#Pocalypso | Is a Declining COVID Death Rate Good News?

2020-07-07 – Right-wing media are trumpeting a declining death rate as evidence that the pandemic is over-ish. Is a declining death rate good news? Can we stop our precautions (such as they are)?

Of course a declining death rate is good news. (They want to make us out to be ghouls, saying that we wouldn’t cheer a declining death rate. We absolutely cheer a declining death rate.)

But here’s the problem: the number of deaths (we’re talking actual dead people, not percentages)—the number of deaths is the product of two numbers: the number of cases and the disease’s lethality. So let’s look at some hypothetical figures (simplified for purposes of illustration):

Let’s say the lethality figure is 0.5% and we have 100,000 cases. We would expect 500 dead.

But let’s say that (for some reason) the lethality figure drops to 0.2%. Out of 100,000 cases we would expect 200 dead. I’d call that good news. It’s not as good as zero dead, but it’s better than 500 dead.

But let’s say that we rejoice over the drop in lethality and stop taking precautions and the number of cases soar to 250,000. Even though we are fortunate to have reduced lethality to 0.2%, the increased number of cases now comes to the same 500 we had when the lethality figure was 0.5% (with 100,000).

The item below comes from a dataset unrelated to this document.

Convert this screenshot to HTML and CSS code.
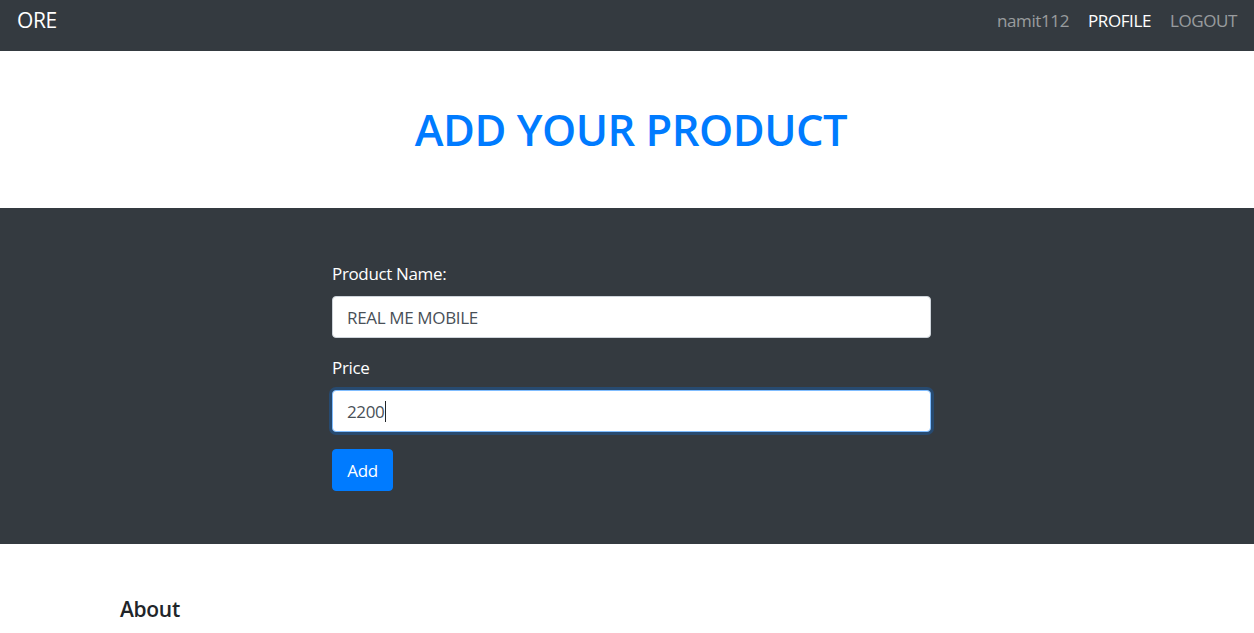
FILE: index.html
```html
<!DOCTYPE html>
<html>
<head>
<meta charset="utf-8">
<title>Add Product</title>
<link rel="stylesheet" href="styles.css">
</head>
<body>
<nav class="navbar">
  <a class="brand" href="#">ORE</a>
  <div class="nav-links">
    <span class="nav-link">namit112</span>
    <a class="nav-link active" href="#">PROFILE</a>
    <a class="nav-link" href="#">LOGOUT</a>
  </div>
</nav>
<header class="page-title">
  <h1>ADD YOUR PRODUCT</h1>
</header>
<section class="form-section">
  <form class="product-form">
    <label class="field-label" for="pname">Product Name:</label>
    <div class="input">REAL ME MOBILE</div>
    <label class="field-label" for="price">Price</label>
    <div class="input focused">2200<span class="caret"></span></div>
    <button type="button" class="btn">Add</button>
  </form>
</section>
<footer class="footer">
  <h5 class="about">About</h5>
</footer>
</body>
</html>
```
FILE: styles.css
```css
* { box-sizing: border-box; }
html, body { margin: 0; padding: 0; }
body {
  font-family: "Open Sans", "Noto Sans", sans-serif;
  background: #fff;
  color: #212529;
}
.navbar {
  height: 51px;
  background: #343a40;
  display: flex;
  align-items: center;
  justify-content: space-between;
  padding: 0 17px 11px 17px;
}
.brand {
  color: #fff;
  text-decoration: none;
  font-size: 21px;
  letter-spacing: -0.4px;
}
.nav-links { display: flex; gap: 19px; }
.nav-link {
  color: rgba(255,255,255,.5);
  text-decoration: none;
  font-size: 17px;
  letter-spacing: -0.4px;
}
.nav-link.active { color: #fff; }
.page-title {
  height: 157px;
  display: flex;
  align-items: center;
  justify-content: center;
  padding-left: 8px;
}
.page-title h1 {
  margin: 0;
  color: #007bff;
  font-size: 43.5px;
  font-weight: 600;
  letter-spacing: -0.5px;
}
.form-section {
  background: #343a40;
  height: 336px;
  padding-top: 54px;
}
.product-form {
  width: 599px;
  margin-left: calc(50% - 295px);
  display: flex;
  flex-direction: column;
  align-items: flex-start;
}
.field-label {
  color: #fff;
  font-size: 17px;
  letter-spacing: -0.35px;
  line-height: 24px;
  margin-bottom: 10px;
}
.input {
  width: 100%;
  height: 42px;
  background: #fff;
  border: 1px solid #ced4da;
  border-radius: 4px;
  padding: 0 14px;
  display: flex;
  align-items: center;
  font-size: 17px;
  letter-spacing: -0.35px;
  color: #495057;
  margin-bottom: 18px;
}
.input.focused {
  border-color: #80bdff;
  box-shadow: 0 0 0 3px rgba(0,123,255,.25);
  margin-bottom: 17px;
}
.caret {
  display: inline-block;
  width: 1px;
  height: 21px;
  background: #212529;
  margin-left: 1px;
}
.btn {
  height: 42px;
  width: 61px;
  background: #007bff;
  border: 1px solid #007bff;
  border-radius: 4px;
  color: #fff;
  font-family: inherit;
  font-size: 17px;
  letter-spacing: -0.35px;
  padding: 0;
}
.footer {
  padding: 51px 0 0 120px;
}
.about {
  margin: 0;
  font-size: 21px;
  font-weight: 600;
  color: #212529;
  letter-spacing: -0.3px;
}
```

And remember, even if we keep the number of cases steady (which is not happening), we still have 200 dead out of this 100,000 population.

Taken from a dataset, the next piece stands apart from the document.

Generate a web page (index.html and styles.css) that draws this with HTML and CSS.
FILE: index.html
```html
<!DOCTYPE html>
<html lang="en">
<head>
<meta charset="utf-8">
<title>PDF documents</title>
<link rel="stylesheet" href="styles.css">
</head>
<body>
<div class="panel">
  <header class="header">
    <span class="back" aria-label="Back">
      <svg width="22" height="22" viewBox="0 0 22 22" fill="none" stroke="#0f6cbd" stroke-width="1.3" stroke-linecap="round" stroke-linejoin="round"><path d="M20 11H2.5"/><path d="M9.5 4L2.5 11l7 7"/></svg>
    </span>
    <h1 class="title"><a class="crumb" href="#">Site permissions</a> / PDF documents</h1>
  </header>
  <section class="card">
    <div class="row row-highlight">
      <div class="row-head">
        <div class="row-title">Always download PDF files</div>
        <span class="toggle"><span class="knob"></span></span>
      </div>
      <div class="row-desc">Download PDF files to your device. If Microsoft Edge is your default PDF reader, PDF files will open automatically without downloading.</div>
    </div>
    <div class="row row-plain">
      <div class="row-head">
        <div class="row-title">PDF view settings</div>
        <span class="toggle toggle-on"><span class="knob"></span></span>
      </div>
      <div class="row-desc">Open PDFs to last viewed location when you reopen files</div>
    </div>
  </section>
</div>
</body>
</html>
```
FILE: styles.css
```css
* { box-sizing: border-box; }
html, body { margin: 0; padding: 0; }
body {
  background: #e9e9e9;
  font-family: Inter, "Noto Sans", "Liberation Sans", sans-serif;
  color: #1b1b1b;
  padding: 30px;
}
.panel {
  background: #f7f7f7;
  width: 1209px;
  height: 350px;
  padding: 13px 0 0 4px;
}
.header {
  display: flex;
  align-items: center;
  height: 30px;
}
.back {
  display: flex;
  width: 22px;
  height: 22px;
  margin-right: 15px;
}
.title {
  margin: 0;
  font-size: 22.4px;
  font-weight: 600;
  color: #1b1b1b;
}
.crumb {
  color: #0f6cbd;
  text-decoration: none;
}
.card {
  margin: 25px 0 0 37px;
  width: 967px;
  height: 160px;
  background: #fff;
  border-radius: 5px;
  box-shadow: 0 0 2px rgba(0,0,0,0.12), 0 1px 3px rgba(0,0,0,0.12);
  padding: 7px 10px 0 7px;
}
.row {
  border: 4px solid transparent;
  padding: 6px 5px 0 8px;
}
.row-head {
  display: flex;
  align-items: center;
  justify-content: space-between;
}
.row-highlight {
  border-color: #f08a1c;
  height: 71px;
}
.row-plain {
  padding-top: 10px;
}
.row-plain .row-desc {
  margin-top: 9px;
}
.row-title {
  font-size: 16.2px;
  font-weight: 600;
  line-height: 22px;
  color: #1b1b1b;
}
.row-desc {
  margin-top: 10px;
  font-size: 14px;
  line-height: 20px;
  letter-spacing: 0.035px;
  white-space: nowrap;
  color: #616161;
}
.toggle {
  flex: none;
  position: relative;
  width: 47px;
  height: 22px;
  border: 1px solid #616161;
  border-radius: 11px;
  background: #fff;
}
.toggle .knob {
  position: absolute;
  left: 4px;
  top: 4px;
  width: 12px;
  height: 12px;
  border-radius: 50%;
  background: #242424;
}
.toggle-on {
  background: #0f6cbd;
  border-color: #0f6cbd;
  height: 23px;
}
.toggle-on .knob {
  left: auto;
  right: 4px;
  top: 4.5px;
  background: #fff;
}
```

Multiply this by a lot to extend this example to the entire US population. (Caveat: it is unlikely that the number of cases would increase by the exact inverse of the drop in lethality that I am showing in my example. I just wanted to illustrate the principle.)

So, it is good news that the lethality of the disease may be dropping, but it is far, far, far from reason to stop wearing your mask.

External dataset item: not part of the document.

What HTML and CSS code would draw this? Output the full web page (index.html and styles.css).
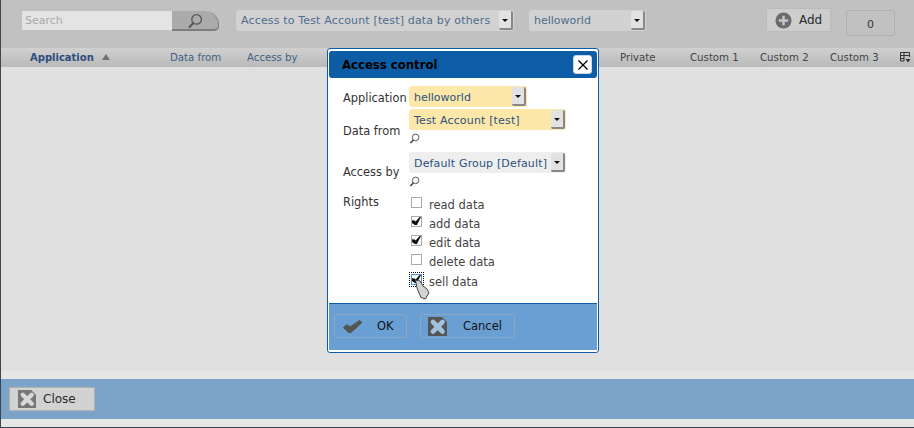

(Why may the lethality rate be dropping? It may not be dropping. It is more likely that this rate would drop as data gets better than that it would rise because the number of dead is less uncertain than the number of cases. Or—it may be dropping because doctors are finding better ways of treating people. That is likely. Or—it may be dropping because less-lethal strains of COVID are spreading faster than more-lethal strains. This is also likely. All of these factors are probably at work.)

So, to sum it all up: Sure, a declining death rate is great news. If it’s happening. And if we are not engaging in risky behavior because we thing we’re all clear.